Tories block release of advice seen by PM about risks of crumbling concrete now affecting over 100 schools

MINISTERS have refused Labour’s call to hand over written advice Prime Minister Rishi Sunak was given about crumbling concrete in schools when he was chancellor.

The Department for Education (DfE) published the long-awaited list of 147 education settings in England so far found to have collapse-prone reinforced autoclaved aerated concrete (Raac).

More than 100 schools were ordered to fully or partially shut buildings before the new academic year due to concerns about Raac.

The list suggests 19 schools in England have had to delay the start of term because of the concrete crisis, and pupils at 24 schools will receive some remote learning because of it, with four schools switching to fully remote learning.

At least 30 schools in Scotland found to contain Raac were also revealed by local councils.

In the Commons today, Labour demanded the publication of evidence sent by the DfE to both Number 10 and the Treasury relating to the crisis.

Mr Sunak previously suggested that he as chancellor he approved 50 schools being rebuilt a year, rejecting an application for 200 to be given the same treatment.

Labour also pushed for the release of all related correspondence ahead of the 2020 and 2021 spending reviews and the 2022 spring and autumn statements to show what advice Mr Sunak was given as chancellor about the need to replace Raac.

But Education Secretary Gillian Keegan told MPs that it would be “inaccurate, incomplete, and inappropriate to disclose the details requested of the sensitive negotiations between His Majesty’s Treasury and individual government departments.”

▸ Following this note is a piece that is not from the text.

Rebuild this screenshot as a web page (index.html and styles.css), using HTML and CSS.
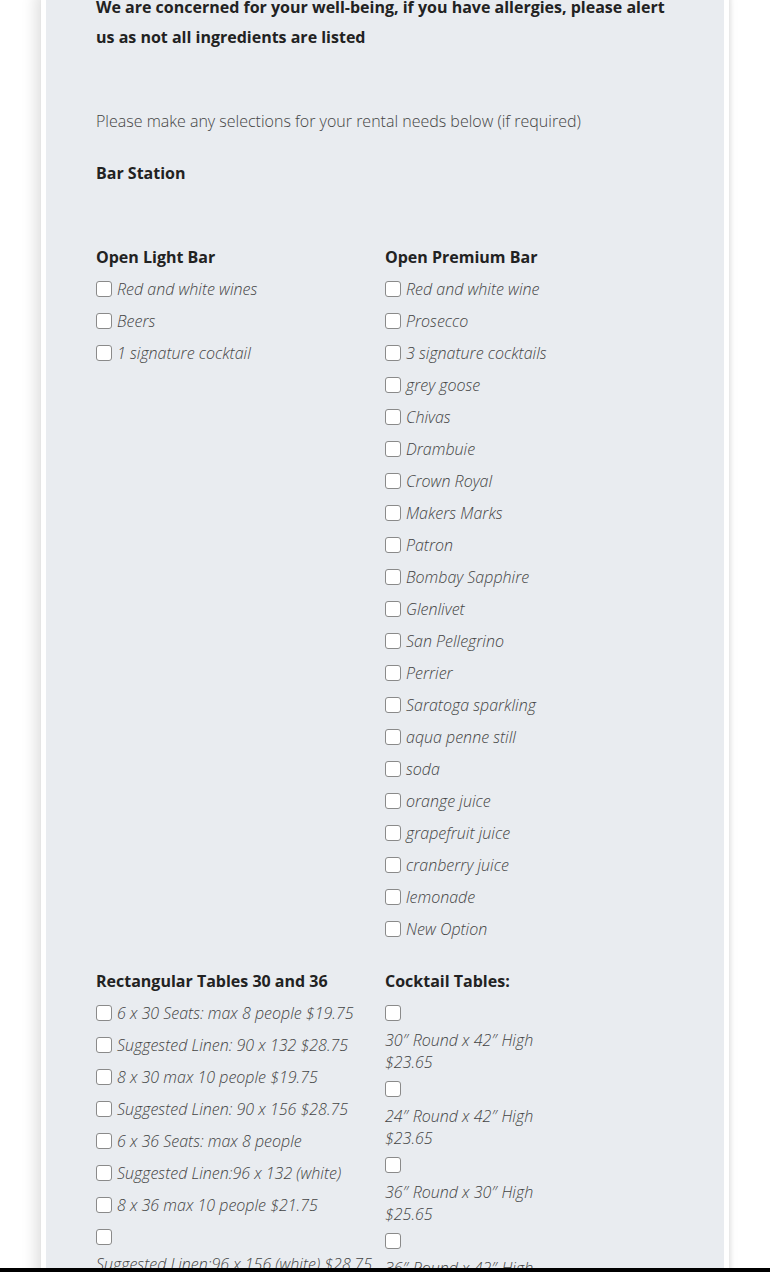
FILE: index.html
```html
<!DOCTYPE html>
<html lang="en">
<head>
<meta charset="utf-8">
<title>Rental selections</title>
<link rel="stylesheet" href="styles.css">
</head>
<body>
<div class="card">
  <div class="panel">
    <p class="notice">We are concerned for your well-being, if you have allergies, please alert us as not all ingredients are listed</p>
    <p class="intro">Please make any selections for your rental needs below (if required)</p>
    <h3 class="section">Bar Station</h3>

    <div class="cols first">
      <div class="col">
        <h4 class="group">Open Light Bar</h4>
        <ul class="opts">
          <li><label><input type="checkbox"><span>Red and white wines</span></label></li>
          <li><label><input type="checkbox"><span>Beers</span></label></li>
          <li><label><input type="checkbox"><span>1 signature cocktail</span></label></li>
        </ul>
      </div>
      <div class="col">
        <h4 class="group">Open Premium Bar</h4>
        <ul class="opts">
          <li><label><input type="checkbox"><span>Red and white wine</span></label></li>
          <li><label><input type="checkbox"><span>Prosecco</span></label></li>
          <li><label><input type="checkbox"><span>3 signature cocktails</span></label></li>
          <li><label><input type="checkbox"><span>grey goose</span></label></li>
          <li><label><input type="checkbox"><span>Chivas</span></label></li>
          <li><label><input type="checkbox"><span>Drambuie</span></label></li>
          <li><label><input type="checkbox"><span>Crown Royal</span></label></li>
          <li><label><input type="checkbox"><span>Makers Marks</span></label></li>
          <li><label><input type="checkbox"><span>Patron</span></label></li>
          <li><label><input type="checkbox"><span>Bombay Sapphire</span></label></li>
          <li><label><input type="checkbox"><span>Glenlivet</span></label></li>
          <li><label><input type="checkbox"><span>San Pellegrino</span></label></li>
          <li><label><input type="checkbox"><span>Perrier</span></label></li>
          <li><label><input type="checkbox"><span>Saratoga sparkling</span></label></li>
          <li><label><input type="checkbox"><span>aqua penne still</span></label></li>
          <li><label><input type="checkbox"><span>soda</span></label></li>
          <li><label><input type="checkbox"><span>orange juice</span></label></li>
          <li><label><input type="checkbox"><span>grapefruit juice</span></label></li>
          <li><label><input type="checkbox"><span>cranberry juice</span></label></li>
          <li><label><input type="checkbox"><span>lemonade</span></label></li>
          <li><label><input type="checkbox"><span>New Option</span></label></li>
        </ul>
      </div>
    </div>

    <div class="cols second">
      <div class="col">
        <h4 class="group">Rectangular Tables 30 and 36</h4>
        <ul class="opts">
          <li><label><input type="checkbox"><span>6 x 30 Seats: max 8 people $19.75</span></label></li>
          <li><label><input type="checkbox"><span>Suggested Linen: 90 x 132 $28.75</span></label></li>
          <li><label><input type="checkbox"><span>8 x 30 max 10 people $19.75</span></label></li>
          <li><label><input type="checkbox"><span>Suggested Linen: 90 x 156 $28.75</span></label></li>
          <li><label><input type="checkbox"><span>6 x 36 Seats: max 8 people</span></label></li>
          <li><label><input type="checkbox"><span>Suggested Linen:96 x 132 (white)</span></label></li>
          <li><label><input type="checkbox"><span>8 x 36 max 10 people $21.75</span></label></li>
          <li class="stack"><label><input type="checkbox"><span>Suggested Linen:96 x 156 (white) $28.75</span></label></li>
        </ul>
      </div>
      <div class="col">
        <h4 class="group">Cocktail Tables:</h4>
        <ul class="opts narrow">
          <li class="stack"><label><input type="checkbox"><span>30″ Round x 42″ High $23.65</span></label></li>
          <li class="stack"><label><input type="checkbox"><span>24″ Round x 42″ High $23.65</span></label></li>
          <li class="stack"><label><input type="checkbox"><span>36″ Round x 30″ High $25.65</span></label></li>
          <li class="stack"><label><input type="checkbox"><span>36″ Round x 42″ High $25.65</span></label></li>
        </ul>
      </div>
    </div>
  </div>
</div>
<div class="bottom-bar"></div>
</body>
</html>
```

FILE: styles.css
```css
html, body {
  margin: 0;
  padding: 0;
  background: #ffffff;
}

body {
  font-family: "Open Sans", "Liberation Sans", sans-serif;
  color: #444;
  overflow: hidden;
}

.card {
  width: 678px;
  margin: -8px auto 0;
  padding: 0 5px;
  background: #ffffff;
  box-shadow: -5px 0 14px rgba(0, 0, 0, 0.13), 2px 0 4px rgba(0, 0, 0, 0.08);
}

.panel {
  background: #e9ecf0;
  padding: 0 50px 40px;
}

.notice {
  margin: 0;
  font-size: 16px;
  line-height: 30px;
  font-weight: 700;
  color: #222;
}

.intro {
  margin: 54px 0 0;
  font-size: 16px;
  line-height: 30px;
  font-weight: 300;
  color: #444;
}

.section {
  margin: 22px 0 0;
  font-size: 16px;
  line-height: 30px;
  font-weight: 700;
  color: #222;
}

.cols {
  display: grid;
  grid-template-columns: 289px 289px;
}

.cols.first {
  margin-top: 53px;
}

.cols.second {
  margin-top: 20px;
}

.group {
  margin: 0;
  font-size: 16px;
  line-height: 32px;
  font-weight: 700;
  color: #222;
}

.opts {
  list-style: none;
  margin: 0;
  padding: 0;
}

.opts li label {
  display: flex;
  align-items: center;
  height: 32px;
  font-size: 16px;
  font-weight: 300;
  font-style: italic;
  color: #444;
  white-space: nowrap;
}

.opts input {
  appearance: none;
  -webkit-appearance: none;
  width: 16px;
  height: 16px;
  margin: 0 5px 0 0;
  border: 1px solid #8a8a8a;
  border-radius: 3px;
  background: #fff;
  flex: none;
}

.opts li.stack label {
  display: block;
  height: auto;
  white-space: normal;
}

.opts li.stack input {
  display: block;
  margin: 8px 0 8px 0;
}

.opts li.stack span {
  display: block;
  line-height: 22px;
}

.opts.narrow li.stack span {
  width: 175px;
}

.bottom-bar {
  position: fixed;
  left: 0;
  right: 0;
  bottom: 0;
  height: 4px;
  background: #000;
}
```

During Prime Minister’s Questions earlier in the day, Labour leader Sir Keir Starmer claimed that “the cowboys are running the country” as he highlighted how schools now found to have Raac would have been replaced under the last Labour government’s Building Schools for the Future (BSF) programme.

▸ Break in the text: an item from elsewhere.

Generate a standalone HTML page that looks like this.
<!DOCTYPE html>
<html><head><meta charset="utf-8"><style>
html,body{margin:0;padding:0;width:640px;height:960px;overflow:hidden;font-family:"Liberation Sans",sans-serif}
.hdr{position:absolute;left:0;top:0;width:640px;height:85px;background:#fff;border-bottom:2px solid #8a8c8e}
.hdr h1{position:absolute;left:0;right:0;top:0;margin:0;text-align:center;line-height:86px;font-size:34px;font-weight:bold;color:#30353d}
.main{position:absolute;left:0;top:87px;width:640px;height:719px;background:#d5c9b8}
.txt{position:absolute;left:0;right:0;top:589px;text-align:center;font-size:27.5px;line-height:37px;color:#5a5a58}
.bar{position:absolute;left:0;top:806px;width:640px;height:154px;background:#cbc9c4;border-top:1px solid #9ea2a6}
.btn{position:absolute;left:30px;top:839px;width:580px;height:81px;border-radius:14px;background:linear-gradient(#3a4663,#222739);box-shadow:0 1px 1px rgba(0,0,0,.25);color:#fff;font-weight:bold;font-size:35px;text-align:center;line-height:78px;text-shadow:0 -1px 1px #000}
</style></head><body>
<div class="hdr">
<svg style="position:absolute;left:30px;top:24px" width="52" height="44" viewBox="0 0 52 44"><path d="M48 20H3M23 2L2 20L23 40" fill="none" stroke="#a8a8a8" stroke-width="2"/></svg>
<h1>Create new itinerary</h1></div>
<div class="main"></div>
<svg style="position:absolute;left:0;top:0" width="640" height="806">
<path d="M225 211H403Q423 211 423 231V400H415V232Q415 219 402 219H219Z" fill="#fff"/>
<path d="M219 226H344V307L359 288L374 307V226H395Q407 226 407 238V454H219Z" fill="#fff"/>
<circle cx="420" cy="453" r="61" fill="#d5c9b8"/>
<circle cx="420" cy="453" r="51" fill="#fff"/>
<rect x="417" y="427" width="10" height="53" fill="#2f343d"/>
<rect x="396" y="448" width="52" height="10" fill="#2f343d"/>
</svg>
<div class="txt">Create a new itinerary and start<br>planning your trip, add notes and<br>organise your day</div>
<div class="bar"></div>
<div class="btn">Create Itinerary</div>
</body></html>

But Mr Sunak said the BSF scheme, scrapped by the coalition government in 2010, would have been “time-consuming and expensive, just like the Labour Party.”

Then education secretary Michael Gove, who took the decision to scrap BSF, has since admitted it was the wrong thing to do.

He defended the government’s handling of Raac: “We make no apology for acting decisively in the face of new information.

“Of the 22,000 schools in England the vast, vast majority won’t be affected.”

Unions have also condemned ministers for axing the BSF programme 13 years ago.

National Education Union general secretary Daniel Kebede said that there would not be any Raac in a single secondary school in England if the programme had continued.

“It has in my opinion been calculated neglect,” he said.

Association of School and College Leaders (ASCL) general secretary Geoff Barton said: “I think the nation’s parents will think this just reinforces a sense that we have got a government that frankly doesn’t care, and hasn’t cared about education for many years.”

He told BBC Radio 4’s Today that there were “all kinds of flaws” with the programme, “but it was saying something important, that the nation’s schools needed to be refurbished.”

Mr Barton added that anxiety levels are “high” among school leaders and parents as a result of the crisis.

He said he has heard of a school chief who reached out directly to a surveyor and paid them £750 to look for Raac on their site for “peace of mind.”

NASUWT general secretary Dr Patrick Roach called for the government to come clean and immediately publish a full list of schools affected by Raac.

“Questions must be asked about why it has taken six days to produce this list of schools and when did the government first receive the advice to raise the risk warning for those schools,” he said.

“Publishing a list without an urgent plan to fix the problem in each and every one of these schools will be of no comfort to the thousands of pupils, parents and school staff whose lives are being impacted by the government’s actions.”

Downing Street declined to say whether the concrete crisis would be resolved by Christmas.